“Wherever the readers are, wherever the viewers are, that is where propaganda reports must extend their tentacles.” — Xi Jinping, February 2016
1A widely used digital television service in Kenya includes Chinese state television in its most affordable package while omitting international news outlets.2 Portuguese television launches a prime-time “China Hour” featuring content from Chinese state media.3 Chinese diplomats intimidate a cable executive in Washington, DC, to keep New Tang Dynasty Television (NTDTV), a station founded by Chinese Americans who practice Falun Gong, off the air.4 And a partly Chinese-owned South African newspaper abruptly ends a writer’s column after he discusses repression in China’s Xinjiang region.5
These examples, which have come to light over the past three years, illustrate the various ways in which Chinese Communist Party (CCP) media influence—in the form of censorship, propaganda, and control over content-delivery systems—extend beyond the borders of mainland China to reach countries and audiences around the globe.

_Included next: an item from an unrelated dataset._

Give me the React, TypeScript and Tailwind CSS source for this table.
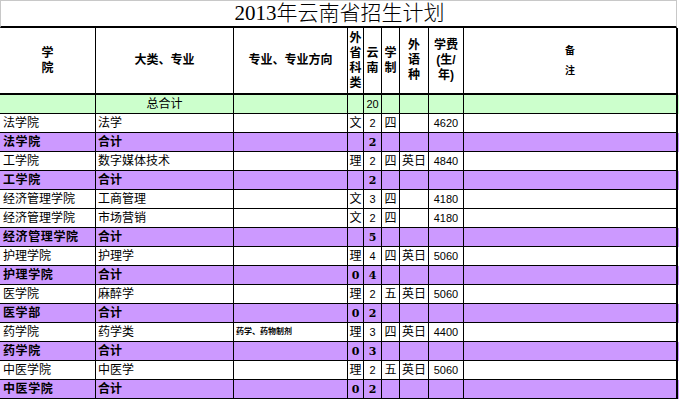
import React from 'react';

type Row = {
  sub?: boolean;
  school: string;
  major: string;
  dir?: string;
  kind?: string;
  yn: string;
  years?: string;
  lang?: string;
  fee?: string;
};

const rows: Row[] = [
  { school: '法学院', major: '法学', kind: '文', yn: '2', years: '四', fee: '4620' },
  { sub: true, school: '法学院', major: '合计', yn: '2' },
  { school: '工学院', major: '数字媒体技术', kind: '理', yn: '2', years: '四', lang: '英日', fee: '4840' },
  { sub: true, school: '工学院', major: '合计', yn: '2' },
  { school: '经济管理学院', major: '工商管理', kind: '文', yn: '3', years: '四', fee: '4180' },
  { school: '经济管理学院', major: '市场营销', kind: '文', yn: '2', years: '四', fee: '4180' },
  { sub: true, school: '经济管理学院', major: '合计', yn: '5' },
  { school: '护理学院', major: '护理学', kind: '理', yn: '4', years: '四', lang: '英日', fee: '5060' },
  { sub: true, school: '护理学院', major: '合计', kind: '0', yn: '4' },
  { school: '医学院', major: '麻醉学', kind: '理', yn: '2', years: '五', lang: '英日', fee: '5060' },
  { sub: true, school: '医学部', major: '合计', kind: '0', yn: '2' },
  { school: '药学院', major: '药学类', dir: '药学、药物制剂', kind: '理', yn: '3', years: '四', lang: '英日', fee: '4400' },
  { sub: true, school: '药学院', major: '合计', kind: '0', yn: '3' },
  { school: '中医学院', major: '中医学', kind: '理', yn: '2', years: '五', lang: '英日', fee: '5060' },
  { sub: true, school: '中医学院', major: '合计', kind: '0', yn: '2' },
];

const grid = 'grid grid-cols-[96px_138px_114px_16px_18px_18px_29px_35px_214px]';
const cell = 'border-r border-b border-black flex items-center overflow-hidden whitespace-nowrap';
const last = 'border-r-2 border-b border-black';

function HeadCell({ children, className = '' }: { children: React.ReactNode; className?: string }) {
  return (
    <div className={`border-r border-b-2 border-black flex items-center justify-center text-center font-bold text-[12px] leading-[15px] ${className}`}>
      <div>{children}</div>
    </div>
  );
}

export default function App() {
  return (
    <div className="w-[679px] h-[399px] bg-white overflow-hidden font-['Liberation_Sans','Noto_Sans_CJK_SC',sans-serif] text-black">
      {/* title */}
      <div className="w-[677px] h-[28px] border-t border-l border-r border-t-[#c8c8c8] border-l-[#c8c8c8] border-r-[#c8c8c8] border-b-2 border-b-black flex items-center justify-center">
        <span className="font-['Liberation_Serif','Noto_Sans_CJK_SC',serif] text-[21px] leading-none font-light pl-[2px]">
          2013年云南省招生计划
        </span>
      </div>

      {/* header */}
      <div className={`${grid} h-[67px]`}>
        <HeadCell>学<br />院</HeadCell>
        <HeadCell>大类、专业</HeadCell>
        <HeadCell>专业、专业方向</HeadCell>
        <HeadCell className="items-start pt-[3px]">外<br />省<br />科<br />类</HeadCell>
        <HeadCell>云<br />南</HeadCell>
        <HeadCell>学<br />制</HeadCell>
        <HeadCell>外<br />语<br />种</HeadCell>
        <HeadCell className="text-[11.5px]">学费<br />(生/<br />年)</HeadCell>
        <div className="border-r-2 border-b-2 border-black flex items-center justify-center font-bold text-[10px] leading-[20px] text-center">
          <div>备<br />注</div>
        </div>
      </div>

      {/* total */}
      <div className={`${grid} h-[19px] bg-[#ccffcc] text-[12px] leading-none`}>
        <div className={cell} />
        <div className={`${cell} justify-center`}>总合计</div>
        <div className={cell} />
        <div className={cell} />
        <div className={`${cell} justify-center text-[11px]`}>20</div>
        <div className={cell} />
        <div className={cell} />
        <div className={cell} />
        <div className={last} />
      </div>

      {rows.map((r, i) => (
        <div
          key={i}
          className={`${grid} h-[19px] text-[12px] leading-none ${r.sub ? 'bg-[#cc99ff] font-bold' : 'bg-white'}`}
        >
          <div className={`${cell} pl-[3px] ${r.sub ? 'tracking-[0.6px]' : ''}`}>{r.school}</div>
          <div className={`${cell} pl-[2px]`}>{r.major}</div>
          <div className={`${cell} pl-[2px] text-[8px] font-bold`}>{r.dir}</div>
          <div className={`${cell} justify-center ${r.sub ? "font-['DejaVu_Serif',serif] text-[11px]" : ''}`}>{r.kind}</div>
          <div className={`${cell} justify-center ${r.sub ? "font-['DejaVu_Serif',serif] text-[11px]" : 'text-[11px]'}`}>{r.yn}</div>
          <div className={`${cell} justify-center`}>{r.years}</div>
          <div className={`${cell} justify-center`}>{r.lang}</div>
          <div className={`${cell} justify-center text-[11px]`}>{r.fee}</div>
          <div className={last} />
        </div>
      ))}
    </div>
  );
}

The report below updates and expands on a 2013 study by the same author, The Long Shadow of Chinese Censorship: How the Communist Party’s Media Restrictions Affect News Outlets around the World, published by the Center for International Media Assistance at the National Endowment for Democracy.6 Drawing on recent scholarly research, media reports, interviews, Chinese government documents, and official speeches, the present report addresses the following questions:
- What are the goals of the CCP’s efforts to influence media outlets and news reporting globally?
- How does the CCP promote state media content and desired narratives internationally, while deploying various tactics to suppress critical news reporting?
- How have these dynamics evolved over the past three years under the consolidated CCP leadership of Xi Jinping?
- To what extent do the CCP’s efforts appear to be achieving the desired effect?
- How are governmental and nongovernmental actors responding to the challenges to press freedom and democratic governance posed by the covert, corrupt, and coercive aspects of the CCP’s transnational media influence?